Que fait dès lors l’absence d’images ? Elle attire la parole comme un aimant. Mais en même temps, elle l’émousse et l’attise. Sans forcément bénir l’impureté bazinienne du cinéma, la bande-son de Foyer socle ici significativement sa bande-image. C’est la logique même du cinéma et l’intelligence de sa machine qui se trouvent par là convoquées. L’œil mécanique de la caméra enregistre ; il impressionne sans voir. Seulement voilà, si la caméra creuse le film d’une intériorité qui est le travail de la parole, c’est sans montage que celle-ci est restituée. La parole circule ici comme un courant d’air, selon les mêmes contingences qui font que le film s’imprègne de ce qui l’entoure. Entre l’écran et les propos qui viennent s’y retranscrire, tout se passe comme si les vibrations du vent portaient les voix des passants en remuant le bout de papier. Lieu d’expérimentation, le dispositif minimaliste de Foyer restitue par la parole le hors-champ social de l’expérience. Bien qu’elle ne s’y avoue pas tout à fait, une politique du geste filmique se fait ici sentir.

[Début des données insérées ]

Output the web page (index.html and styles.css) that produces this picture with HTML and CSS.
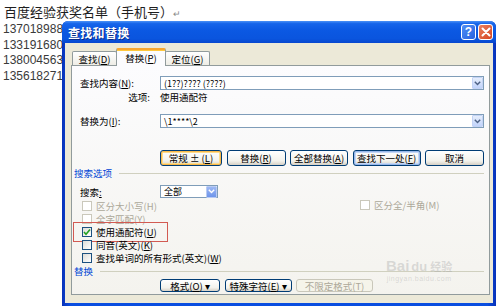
FILE: index.html
```html
<!DOCTYPE html>
<html lang="zh">
<head>
    <meta charset="UTF-8">
    <meta name="viewport" content="width=device-width, initial-scale=1.0">
    <title>查找和替换</title>
    <link rel="stylesheet" href="styles.css">
</head>
<body>
    <div class="doc">
        <div class="doc-title">百度经验获奖名单（手机号）<span class="para">↵</span></div>
        <div class="doc-line">137018988</div>
        <div class="doc-line">133191680</div>
        <div class="doc-line">138004563</div>
        <div class="doc-line">135618271</div>
    </div>

    <div class="dialog">
        <div class="titlebar">
            <span class="title">查找和替换</span>
            <div class="title-btns">
                <span class="tb-btn help">?</span>
                <span class="tb-btn close">
                    <svg width="10" height="10" viewBox="0 0 10 10"><path d="M1.5 1.5 L8.5 8.5 M8.5 1.5 L1.5 8.5" stroke="#fff" stroke-width="2" stroke-linecap="round"/></svg>
                </span>
            </div>
        </div>
        <div class="dlg-body">
            <div class="tabs">
                <span class="tab">查找(<u>D</u>)</span>
                <span class="tab active">替换(<u>P</u>)</span>
                <span class="tab">定位(<u>G</u>)</span>
            </div>
            <div class="panel">
                <div class="row">
                    <span class="label">查找内容(<u>N</u>):</span>
                    <div class="combo wide">
                        <span class="combo-text">(1??)???? (????)</span>
                        <span class="arrow"><svg width="7" height="5" viewBox="0 0 7 5"><path d="M0.8 0.8 L3.5 3.6 L6.2 0.8" fill="none" stroke="#4d6185" stroke-width="1.4"/></svg></span>
                    </div>
                </div>
                <div class="row options">
                    <span class="label right">选项:</span>
                    <span>使用通配符</span>
                </div>
                <div class="row replace">
                    <span class="label">替换为(<u>I</u>):</span>
                    <div class="combo wide">
                        <span class="combo-text">\1****\2</span>
                        <span class="arrow"><svg width="7" height="5" viewBox="0 0 7 5"><path d="M0.8 0.8 L3.5 3.6 L6.2 0.8" fill="none" stroke="#4d6185" stroke-width="1.4"/></svg></span>
                    </div>
                </div>
                <div class="btn-row">
                    <span class="btn hot w62">常规 ± (<u>L</u>)</span>
                    <span class="btn w59">替换(<u>R</u>)</span>
                    <span class="btn w58">全部替换(<u>A</u>)</span>
                    <span class="btn default w68">查找下一处(<u>F</u>)</span>
                    <span class="btn w59">取消</span>
                </div>

                <div class="section">
                    <span class="section-name">搜索选项</span>
                    <span class="section-line"></span>
                </div>
                <div class="row search">
                    <span class="label">搜索<u>:</u></span>
                    <div class="combo small">
                        <span class="combo-text">全部</span>
                        <span class="arrow blue"><svg width="7" height="5" viewBox="0 0 7 5"><path d="M0.8 0.8 L3.5 3.6 L6.2 0.8" fill="none" stroke="#fff" stroke-width="1.4"/></svg></span>
                    </div>
                </div>
                <div class="checks">
                    <div class="check-row">
                        <span class="check disabled"><span class="box"></span>区分大小写(H)</span>
                        <span class="check disabled right-check"><span class="box"></span>区分全/半角(M)</span>
                    </div>
                    <div class="check-row">
                        <span class="check disabled"><span class="box"></span>全字匹配(Y)</span>
                    </div>
                    <div class="check-row">
                        <span class="check marked"><span class="box"><svg width="8" height="8" viewBox="0 0 8 8"><path d="M1 4 L3 6.2 L7 1.5" fill="none" stroke="#21a121" stroke-width="1.6"/></svg></span>使用通配符(<u>U</u>)</span>
                    </div>
                    <div class="check-row">
                        <span class="check"><span class="box"></span>同音(英文)(<u>K</u>)</span>
                    </div>
                    <div class="check-row">
                        <span class="check"><span class="box"></span>查找单词的所有形式(英文)(<u>W</u>)</span>
                    </div>
                </div>
                <div class="section">
                    <span class="section-name">替换</span>
                    <span class="section-line"></span>
                </div>
                <div class="btn-row bottom">
                    <span class="btn w60">格式(<u>O</u>) ▾</span>
                    <span class="btn w67">特殊字符(<u>E</u>) ▾</span>
                    <span class="btn off w77">不限定格式(T)</span>
                </div>
                <div class="watermark">
                    <span class="wm-logo">Bai<span class="wm-du">du</span><span class="wm-jy">经验</span></span>
                    <span class="wm-url">jingyan.baidu.com</span>
                </div>
            </div>
        </div>
    </div>
</body>
</html>
```

FILE: styles.css
```css
body {
    margin: 0;
    background: #fff;
    font-family: 'Noto Sans CJK SC', sans-serif;
    width: 500px;
    height: 308px;
    overflow: hidden;
    position: relative;
}
u {
    text-decoration: underline;
}

/* document behind the dialog */
.doc {
    padding: 4px 0 0 4px;
}
.doc-title {
    font-size: 13px;
    line-height: 16px;
    color: #1e1e1e;
    white-space: nowrap;
}
.para {
    font-size: 9px;
    color: #888;
}
.doc-line {
    font-family: 'Liberation Sans', Arial, sans-serif;
    font-size: 12px;
    line-height: 15.7px;
    color: #3a3a3a;
    margin-left: -1px;
}

/* dialog window */
.dialog {
    position: absolute;
    left: 62px;
    top: 21px;
    width: 434px;
    height: 285px;
    box-sizing: border-box;
    padding: 0 3px 3px 3px;
    background: linear-gradient(90deg, #0831b8 0%, #0a4ee0 2%, #0a4ee0 98%, #0831b8 100%);
    border-radius: 6px 6px 0 0;
    display: flex;
    flex-direction: column;
}
.titlebar {
    height: 22px;
    flex-shrink: 0;
    display: flex;
    align-items: center;
    justify-content: space-between;
    margin: 0 -3px;
    padding: 0 3px 0 6px;
    border-radius: 6px 6px 0 0;
    background: linear-gradient(#4b92f6 0%, #1665ea 12%, #0b58e2 45%, #0a55de 80%, #0747cf 100%);
}
.title {
    color: #fff;
    font-size: 12px;
    font-weight: 700;
    letter-spacing: 0.3px;
    text-shadow: 1px 1px 0 #0a2a8a;
}
.title-btns {
    display: flex;
    gap: 2px;
}
.tb-btn {
    width: 15px;
    height: 16px;
    box-sizing: border-box;
    border: 1px solid #fff;
    border-radius: 3px;
    display: flex;
    align-items: center;
    justify-content: center;
    color: #fff;
    font-family: 'Liberation Sans', Arial, sans-serif;
    font-weight: 700;
    font-size: 12px;
}
.help {
    background: linear-gradient(135deg, #4f8ff5, #2660e0);
}
.close {
    background: linear-gradient(135deg, #e9805f, #d54421);
}

.dlg-body {
    flex: 1;
    min-height: 0;
    background: #ece9d8;
    padding: 4px 3px 8px 6px;
    display: flex;
    flex-direction: column;
    font-size: 9.5px;
    color: #000;
}

/* tabs */
.tabs {
    display: flex;
    align-items: flex-end;
    height: 18px;
    flex-shrink: 0;
    padding-left: 1px;
    position: relative;
    z-index: 1;
}
.tab {
    width: 45px;
    height: 14px;
    box-sizing: border-box;
    display: flex;
    align-items: center;
    justify-content: center;
    white-space: nowrap;
    border: 1px solid #919b9c;
    border-bottom: none;
    border-radius: 2px 2px 0 0;
    background: linear-gradient(#fff, #eeede6);
    margin-right: -1px;
}
.tab.active {
    width: 50px;
    height: 18px;
    background: #fcfcfe;
    border-top: 2px solid #f7a731;
    box-shadow: inset 0 1px 0 #ffc83c;
    margin-bottom: -1px;
}
.panel {
    flex: 1;
    border: 1px solid #919b9c;
    background: linear-gradient(#fcfcfe, #f4f3ee);
    padding: 10px 5px 0 8px;
    display: flex;
    flex-direction: column;
    position: relative;
}

.row {
    display: flex;
    align-items: center;
    height: 14px;
    flex-shrink: 0;
}
.label {
    width: 80px;
    flex-shrink: 0;
}
.label.right {
    width: 70px;
    text-align: right;
    margin-right: 10px;
}
.options {
    height: 13px;
}
.replace {
    margin-top: 11px;
}

.combo {
    height: 14px;
    box-sizing: border-box;
    border: 1px solid #7f9db9;
    background: #fff;
    display: flex;
    align-items: center;
    justify-content: space-between;
    padding-left: 3px;
}
.combo.wide {
    width: 325px;
}
.combo.small {
    width: 58px;
}
.combo-text {
    font-size: 9px;
    white-space: nowrap;
}
.arrow {
    width: 11px;
    height: 12px;
    box-sizing: border-box;
    border: 1px solid #c3d3f5;
    border-radius: 1px;
    background: linear-gradient(#e6eefc, #c1d3fb);
    display: flex;
    align-items: center;
    justify-content: center;
}
.arrow.blue {
    border-color: #b9cbf3;
    background: linear-gradient(#9db8f4, #6e95ea);
}

/* buttons */
.btn-row {
    display: flex;
    gap: 4.5px;
    margin-top: 22px;
    margin-left: 80px;
    flex-shrink: 0;
}
.btn {
    height: 16px;
    box-sizing: border-box;
    border: 1px solid #003c74;
    border-radius: 3px;
    background: linear-gradient(#ffffff, #f3f2ec 70%, #d6d0c5);
    display: flex;
    align-items: center;
    justify-content: center;
    white-space: nowrap;
}
.btn.hot {
    box-shadow: inset 0 0 0 1px #f9b94a, inset 0 0 0 2px #fddc8e;
}
.btn.default {
    box-shadow: inset 0 0 0 1px #98b8ea, inset 0 0 0 2px #c4d6f4;
}
.btn.off {
    border-color: #c9c7ba;
    color: #aca899;
    background: #f5f4ea;
}
.w58 { width: 58px; }
.w59 { width: 59px; }
.w60 { width: 60px; }
.w62 { width: 62px; }
.w67 { width: 67px; }
.w68 { width: 68px; }
.w77 { width: 77px; }

.section {
    display: flex;
    align-items: center;
    height: 12px;
    flex-shrink: 0;
    margin-left: -6px;
    margin-top: 1px;
}
.section-name {
    color: #0046d5;
}
.section-line {
    flex: 1;
    height: 1px;
    background: #d0d0bf;
    margin-left: 7px;
}
.search {
    margin-top: 6px;
    height: 13px;
}
.search .combo {
    height: 13px;
}

/* checkboxes */
.checks {
    margin-top: 1px;
    display: flex;
    flex-direction: column;
    flex-shrink: 0;
}
.check-row {
    height: 13px;
    display: flex;
    align-items: center;
    position: relative;
}
.check {
    display: flex;
    align-items: center;
    white-space: nowrap;
}
.box {
    width: 10px;
    height: 10px;
    box-sizing: border-box;
    border: 1px solid #1c5180;
    background: linear-gradient(135deg, #dcdcd7, #fff);
    margin: 0 4px 0 2px;
    display: flex;
    align-items: center;
    justify-content: center;
}
.check.disabled {
    color: #aca899;
}
.check.disabled .box {
    border-color: #cac8bb;
    background: #fff;
}
.right-check {
    position: absolute;
    left: 278px;
    top: -1px;
}
.check.marked {
    outline: 1px solid #d25a52;
    outline-offset: 2px;
    margin-left: -4px;
    padding-left: 4px;
    padding-right: 8px;
}
.btn-row.bottom {
    margin-top: 2px;
}
.btn-row.bottom .btn {
    height: 13px;
}

/* faint site watermark */
.watermark {
    position: absolute;
    left: 314px;
    top: 192px;
    display: flex;
    flex-direction: column;
    align-items: center;
    color: rgba(160, 160, 160, 0.35);
    pointer-events: none;
}
.wm-logo {
    font-family: 'Liberation Sans', Arial, sans-serif;
    font-weight: 700;
    font-size: 15px;
    line-height: 16px;
}
.wm-du {
    font-size: 13px;
    margin-left: 2px;
}
.wm-jy {
    font-family: 'Noto Sans CJK SC', sans-serif;
    font-size: 11px;
    margin-left: 3px;
}
.wm-url {
    font-family: 'Liberation Sans', Arial, sans-serif;
    font-size: 7px;
    letter-spacing: 0.5px;
}
```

Le peuple invisible des images

Le regard reste certes aux aguets. Mais là où la vision est empêchée, là où il n’y a plus rien à voir, faut-il crier à l’iconoclasme ? Loin de déchanter, l’absence de la moindre image nous rend plutôt attentifs à tout ce qui se trame dans le hors-champ, autour des marges de l’écran. Tout effet est bon à qui sait s’y prendre. Et c’est peut-être là que se joue quelque chose de Foyer qui ne relève ni tout à fait du documentaire, ni tout à fait de la fiction. Confronté à la relativité du pouvoir de voir, le documentaire ne peut pas tout filmer. La fiction, au contraire, fait « comme si » tout était filmable. En laissant la parole s’installer sur l’écran, le geste d’Ismail Bahri touche au réel filmique, comme à ce qui n’est pas maîtrisable. La dimension expérimentale de Foyer prend ici tout son sens. C’est dire que le film se peuplant de ces voix fonctionne, chemin faisant, comme un documentaire sur sa propre fabrique. Comme quoi, de peupler un film à filmer un peuple, il n’y a qu’un pas. Ce pas, le vidéaste le franchit dès que le vent de l’image se lève.

D’un geste à l’autre, la conséquence est sans doute bonne. Et ce qu’il y a de singulier dans le travail d’Ismail Bahri, c’est la rencontre de la projection physique du film et celle, mentale, du spectateur. Entre ces deux types de projection, Foyer met l’oreille au volant de l’image. Il est certes impossible, au cinéma, de tout voir. Hors-champ oblige, il manque toujours une ou deux images. Mais là, on n’a pas besoin de se frotter les yeux pour comprendre qu’on peut sortir du spectacle autrement que par le spectaculaire. Même s’il ne formule pas la question en ces termes-là, le film d’Ismail Bahri nous permet de le penser. Au lieu de dépeupler l’image en noyant un essaim de regards dans un écran noir, à la manière de Guy Debord, le vidéaste cultive les virtualités de ce qu’il nomme un « cinéma à blanc ». Car en faisant confiance au vent, le geste expérimental a toutes les chances de se faire le foyer même des « sans-abri » de l’image. Et c’est peut-être là que réside alors la politique oblique de Foyer.